The Israeli leader said the United States had kept him abreast of all developments and that the briefing after the attack was not his first.

Several American Jewish groups, including the National Jewish Community Relations Advisory Council, an umbrella organization, expressed support for the U.S. action.

For their part, Jordan and the Palestinians — both of whom stood as pariahs in the Arab world because of their support for Iraq during the 1991 Gulf War – – criticized the American strike this week.

Palestinian legislative council member Ziad Abu-Ziad said the military action was an attempt by Clinton to boost his re-election bid and that it would harm the peace process.

“It’s not helpful, especially at this crucial time in the Middle East, when we are facing big difficulties in the peace process, especially on the Palestinian and Israeli track, and the Israeli and Syrian track.”

An escalation of the conflict could force moderate states such as Jordan to take a more extreme position, potentially complicating the Middle East peace process.

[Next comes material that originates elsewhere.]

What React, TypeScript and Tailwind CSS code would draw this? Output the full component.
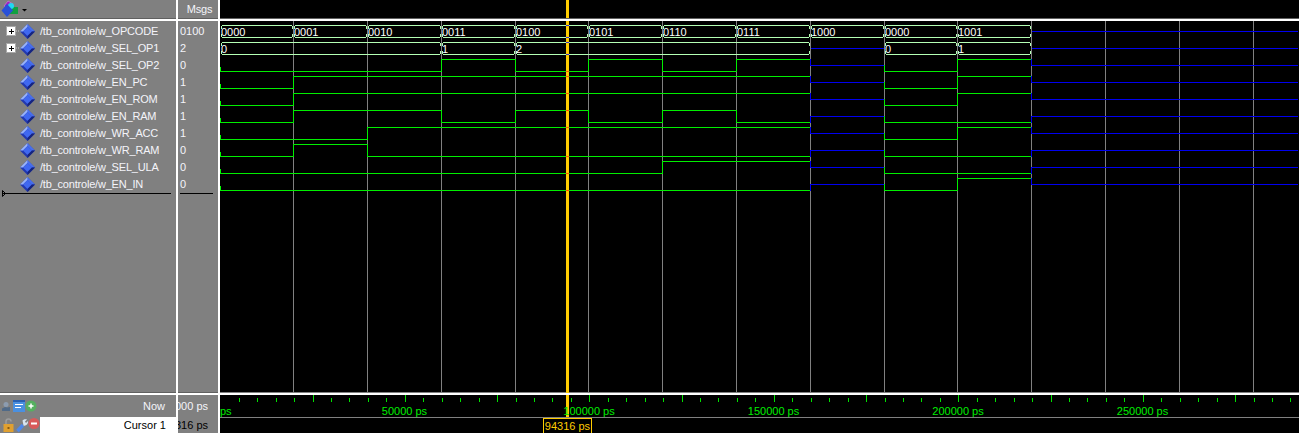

“If things heat up, King Hussein will have to retreat or move to a more pro- Iraqi position” in order to maintain the support of his people, said Daniel Pipes, editor of the Philadelphia-based Middle East Quarterly.

“This could cause real problems.”

Much has changed in the Middle East since the Gulf War, including improved relations between Israel and the Arab world and between the United States and the Arab world.

Despite these advances, however, a “significant minority of the population of the Middle East will support Saddam,” Pipes said.

“Palestinians regret the 20th century,” he said.

“They don’t like [their] borders, economic situation or the military strength,” Pipes said. “This makes them extremely susceptible to a leader who charms them with great aspirations and takes steps against the West and Israel.”

The rest of the Arab world was also largely critical of the U.S. move.

Their response was a very far cry from the days of the anti-Iraq coalition among Arab and Western nations, meticulously constructed by then-President Bush and Secretary of State James Baker in the build-up to the Gulf War, which began in January 1991.

Their response can be attributed, in the view of some analysts, to the traditional regional indifference to the fate of the Kurds.

Back in 1991, even hard-line Syria set aside its reservations over American intervention, and dispatched forces to the Saudi Desert to help beat back Iraq’s invasion of Kuwait.

But Kuwait, Arab and oil rich, is a far cry from the long- oppressed Kurds in northern Iraq, whose internal divisions precipitated Saddam’s armed intervention.

In addition, according to Israeli analysts, Arab states fear a breakup of Iraq, and the establishment of an independent Kurdish state in the north and, perhaps, a new Shi’ite state in the south.

Indeed, the internal Kurdish strife in the U.S.-protected zone in the north of Iraq has become, in the wider Arab view, a source of concern for future instability in the region.

Since 1991, moreover, most Arab states have begun rebuilding dialogues with Iraq – and are loath to see these relationships – some of them lucrative – destroyed now for the sake of the Kurds.

For Garfinkle, who has been studying the Kurds, the real test now is if Saddam stops and retreats or tries to strike in Sulaymaniyah, another Kurdish area in northern Iraq.

“That’s the only thing that could get out of control,” he said.

For now, he said, Israel is safe.

“It’s not like [Saddam] has a Scud loaded up aimed at Israel,” he said.

But others are more cautious.

“When Kurds are fighting Kurds, Iraq brings Israel in willy-nilly,” Pipes said.

And that’s what some Israelis are afraid of.

During the 1991 Gulf War, Iraq fired 39 Scud missiles at Israel in an attempt to draw it into the conflict and break up the alliance of Western and Arab countries.

During that war, Israel distributed gas masks to its citizens, and instructed them to create a sealed room in their home with plastic sheeting and tape, in an effort to counter suspected chemical warheads on the Iraqi missiles.

All the rockets launched at Israel had conventional warheads. The attacks resulted in the direct deaths of two Israelis and extensive property damage. At least a dozen other Israelis died from indirect causes, including heart attacks.

On Tuesday, hundreds of Israelis crowded gas mask distribution centers to trade in their old masks — some of which were later declared by the Israel Defense Force as defective — with new ones.

Some of those on line at a Tel Aviv distribution center denied that the latest developments had prompted them to come to the center.

“I’m moving apartments, and I decided this was a good time to get a new mask,” the domestic news agency Itim quoted one Israeli as saying. “I don’t even have a radio to hear the news.”

But others on line said they preferred to play it safe.

One woman, Tami, said to Itim that even before the Gulf War, “they said there was no chance of anything happening — and we saw what happened in the end.”